In 2002 Diana’s husband fell ill and died, leaving a widow and five small children. The widow began receiving the legal survivor benefits. Three years later, in 2005, the National Insurance Institute surprisingly announced the cessation of survivor benefit payments, claiming that it had become clear that most of the house was in the Occupied Territories. The frightened widow hurriedly moved to another apartment, but soon realized that it wasn’t enough. Following her change in address, she is still entitled to receive children’s benefits, but not survivor benefits since at the time of her husband’s death he lived in a house that was mostly outside the state boundaries.
At present the suit is being heard to determine what percentage of the house is within the city limits. The State, equipped with maps from the “Israel Cartography Center” claims that more than 60% of the house is outside the city limits. The family, equipped with U.N. maps, argues that more than 60% of the house is within the city limits. Regarding the Anata Council’s maps, the state refuses to acknowledge them. Since the court recognizes the authority of the “Israel Cartography Center”, the Al-Kurd family’s chances of receiving a favorable ruling are not too good. With respect to the claim that the family acted in good faith when it checked the house’s location and the basis of property tax payments to the municipality, the state argues that the payment of property tax is not evidence of the house’s location and if the city illegally charged property tax, the family may demand a refund. In response to the charge that the city collected the garbage on that street, the state says that indeed that is true since the sidewalk is in Jerusalem, as is the front of the house. As aforesaid, the rest of the house is not! Simply Kafkaesque, dreadful.
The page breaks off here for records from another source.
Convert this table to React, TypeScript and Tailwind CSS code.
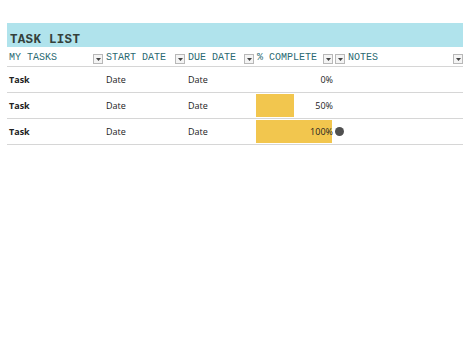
import React from 'react';

const rows = [
  { task: 'Task', start: 'Date', due: 'Date', pct: 0 },
  { task: 'Task', start: 'Date', due: 'Date', pct: 50 },
  { task: 'Task', start: 'Date', due: 'Date', pct: 100 },
];

function Drop() {
  return (
    <span className="flex h-[10px] w-[10px] items-center justify-center border border-[#b8b8b8] bg-[#f4f4f4]">
      <svg width="5" height="3" viewBox="0 0 5 3">
        <path d="M0 0h5L2.5 3z" fill="#444" />
      </svg>
    </span>
  );
}

const mono = { fontFamily: '"Liberation Mono", "Courier New", monospace' };

export default function App() {
  return (
    <div className="h-[355px] w-[463px] overflow-hidden bg-white pt-[23px] pl-[7px]">
      <div className="flex h-[24px] items-end bg-[#b0e3ec] pb-[1px] pl-[3px]">
        <span className="text-[12.5px] font-bold leading-none tracking-[0.3px] text-[#34403a]" style={mono}>
          TASK LIST
        </span>
      </div>

      <div className="grid grid-cols-[97px_82px_69px_91px_117px] border-b border-[#d6d6d6]">
        <div className="flex h-[19px] items-end justify-between pb-[2px] pl-[2px] pr-[1px]">
          <span className="text-[10px] leading-[12px] text-[#2a6a72]" style={mono}>MY TASKS</span>
          <Drop />
        </div>
        <div className="flex h-[19px] items-end justify-between pb-[2px] pl-[2px] pr-[1px]">
          <span className="text-[10px] leading-[12px] text-[#2a6a72]" style={mono}>START DATE</span>
          <Drop />
        </div>
        <div className="flex h-[19px] items-end justify-between pb-[2px] pl-[2px] pr-[1px]">
          <span className="text-[10px] leading-[12px] text-[#2a6a72]" style={mono}>DUE DATE</span>
          <Drop />
        </div>
        <div className="flex h-[19px] items-end justify-between pb-[2px] pl-[2px] pr-[1px]">
          <span className="text-[10px] leading-[12px] text-[#2a6a72]" style={mono}>% COMPLETE</span>
          <span className="flex gap-[2px]"><Drop /><Drop /></span>
        </div>
        <div className="flex h-[19px] items-end justify-between pb-[2px] pl-[2px]">
          <span className="text-[10px] leading-[12px] text-[#2a6a72]" style={mono}>NOTES</span>
          <Drop />
        </div>
      </div>

      {rows.map((r, i) => (
        <div
          key={i}
          className="grid h-[26px] grid-cols-[97px_82px_69px_91px_117px] items-center border-b border-[#d6d6d6] text-[9px] text-[#222]"
          style={{ fontFamily: '"Open Sans", "Noto Sans", sans-serif' }}
        >
          <div className="pl-[2px] font-bold">{r.task}</div>
          <div className="pl-[2px]">{r.start}</div>
          <div className="pl-[2px]">{r.due}</div>
          <div className="flex h-full items-center pl-[1px]">
            <div className="relative h-[23px] w-[77px]">
              <div className="h-full bg-[#f2c64e]" style={{ width: `${(r.pct / 100) * 76}px` }} />
              <span className="absolute right-0 top-1/2 -translate-y-1/2">{r.pct}%</span>
            </div>
            {r.pct === 100 && <span className="ml-[2px] h-[9px] w-[9px] rounded-full bg-[#505050]" />}
          </div>
          <div />
        </div>
      ))}
    </div>
  );
}
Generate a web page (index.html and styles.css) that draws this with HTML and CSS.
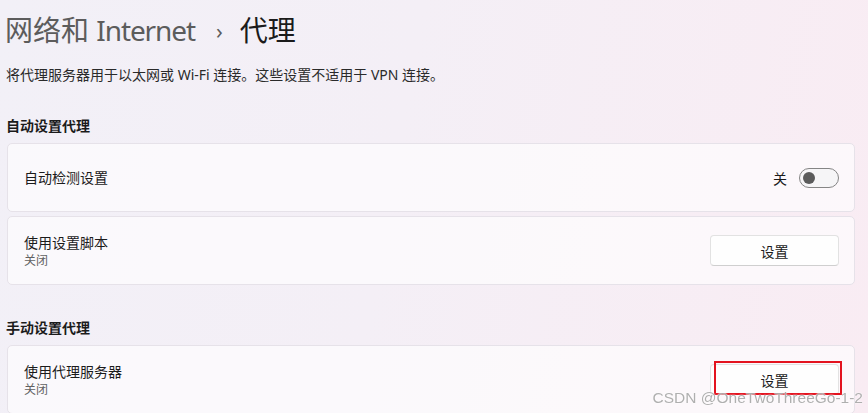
FILE: index.html
```html
<!DOCTYPE html>
<html>
<head>
  <title>代理</title>
  <meta charset="utf-8">
  <link rel="stylesheet" href="styles.css">
</head>
<body>
  <div class="page">
    <h1 class="crumbs">
      <span class="crumb">网络和 <span class="latin">Internet</span></span>
      <span class="sep">›</span>
      <span class="current">代理</span>
    </h1>
    <p class="desc">将代理服务器用于以太网或 Wi-Fi 连接。这些设置不适用于 VPN 连接。</p>

    <h2 class="group-title">自动设置代理</h2>
    <div class="card">
      <div class="card-text">
        <div class="card-title">自动检测设置</div>
      </div>
      <div class="switch-wrap">
        <span class="switch-label">关</span>
        <span class="switch"><span class="knob"></span></span>
      </div>
    </div>
    <div class="card">
      <div class="card-text">
        <div class="card-title">使用设置脚本</div>
        <div class="card-sub">关闭</div>
      </div>
      <span class="btn">设置</span>
    </div>

    <h2 class="group-title group-gap">手动设置代理</h2>
    <div class="card">
      <div class="card-text">
        <div class="card-title">使用代理服务器</div>
        <div class="card-sub">关闭</div>
      </div>
      <span class="btn marked">设置</span>
    </div>
  </div>
  <div class="watermark">CSDN @OneTwoThreeGo-1-2</div>
</body>
</html>
```

FILE: styles.css
```css
body {
  margin: 0;
  height: 413px;
  overflow: hidden;
  background: linear-gradient(100deg, #f2f0f7 0%, #f4eff6 45%, #f9ecf3 100%);
  font-family: "Noto Sans", "Noto Sans CJK SC", sans-serif;
  color: #1b1b1b;
}
.page {
  padding: 12px 13px 0 5px;
}
.crumbs {
  margin: 0;
  font-size: 28px;
  line-height: 36px;
  font-weight: 400;
  display: flex;
  align-items: center;
}
.crumb {
  color: #5c5c5c;
}
.latin {
  letter-spacing: -1.1px;
}
.sep {
  color: #5c5c5c;
  font-size: 22px;
  margin: 0 17px 0 21px;
}
.current {
  color: #1b1b1b;
}
.desc {
  margin: 17px 0 0 1px;
  font-size: 14px;
  line-height: 20px;
  color: #2a2a2a;
}
.group-title {
  margin: 31px 0 7px 1px;
  font-size: 14px;
  line-height: 20px;
  font-weight: 600;
}
.group-gap {
  margin-top: 33px;
}
.card {
  box-sizing: border-box;
  height: 69px;
  margin: 0 0 4px 2px;
  padding: 0 15px 0 16px;
  border: 1px solid #e6e2e9;
  border-radius: 5px;
  background: rgba(255, 255, 255, 0.62);
  display: flex;
  align-items: center;
  justify-content: space-between;
}
.card-title {
  font-size: 14px;
  line-height: 19px;
}
.card-sub {
  margin-top: 1px;
  font-size: 12px;
  line-height: 16px;
  color: #616161;
}
.switch-wrap {
  display: flex;
  align-items: center;
  gap: 12px;
  font-size: 14px;
}
.switch {
  width: 40px;
  height: 20px;
  box-sizing: border-box;
  border: 1px solid #858585;
  border-radius: 10px;
  background: #f6f5f7;
  display: flex;
  align-items: center;
  padding-left: 3px;
}
.knob {
  width: 12px;
  height: 12px;
  border-radius: 50%;
  background: #5b5b5b;
}
.btn {
  position: relative;
  width: 129px;
  height: 31px;
  box-sizing: border-box;
  border: 1px solid #e2e2e2;
  border-bottom-color: #cfcfcf;
  border-radius: 4px;
  background: #fefefe;
  font-size: 14px;
  display: flex;
  align-items: center;
  justify-content: center;
}
/* red highlight box drawn over the proxy button */
.marked::after {
  content: "";
  position: absolute;
  left: 3px;
  top: -4px;
  width: 128px;
  height: 34px;
  border: 2px solid #e3131f;
  box-sizing: border-box;
}
.watermark {
  position: fixed;
  right: 5px;
  bottom: 6px;
  font-family: "Liberation Sans", Arial, sans-serif;
  font-size: 15.5px;
  color: rgba(110, 110, 110, 0.55);
  text-shadow: 0 0 2px #fff, 0 0 1px #fff;
}
```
This instance is of the kind that one doesn’t know whether to laugh or cry. The state – the National Insurance Institute, expends great energy and sullies the court’s time in a battle with a widow on the “principle” question of how much of a house is within its borders. Is there a more grotesque example of insensitivity and moral bankruptcy? Is there more persuasive evidence that the state has lost its conscience? The Al-Kurd case is a prime example not only of the inability to distinguish between the important and the trivial, but of the fact that we have not only lost our shame but also elementary Jewish values. We have lost our proportions and with them our humanity. The state of the Jews is robbing a widow and her children’s lifeline and even asks the court’s approval for it. What has happened to the command not to torment proselytes or widows and orphans? Maybe the Midrash meant that they should not be tormented as long as 60% of their homes are within the city limits?
Maybe the people who argue that this is a substantial issue are correct. In a state without clear borders, trying to move east all the time and bite off a little more territory, the question of borders is “the mother of all problems”. This issue has caused blood to flow like water. Thus the Al-Kurd house is the essence of the whole dispute, a metaphor for all the territories. An imaginary line crosses it arbitrarily and because of this imaginary, arbitrary line, the state is bleeding Mrs. Al-Kurd and her children, all of our children in miniature. All of the elements are present in it – insensitivity, evil, an empty struggle on trivial matters, ill-treatment of the weak, etc. Perhaps, in fact, the whole discussion is not about the Al-Kurd home but the national home that we established sixty years ago. The question is not about the percentage of the Al-Kurd house here or there but about how much of our national home is in the moral section of the map and what percentage is in the dark part where evil and insensitivity reign. We have lost our sense of proportion and together with this our humanity. There were days when the lines were clear and we wanted to belong to the human part of the world. Now the boundaries are uncertain and most of our national home is within the borders of arbitrariness, insensitivity and obstinacy. The question is how we return the state borders to the enlightened part of humanity.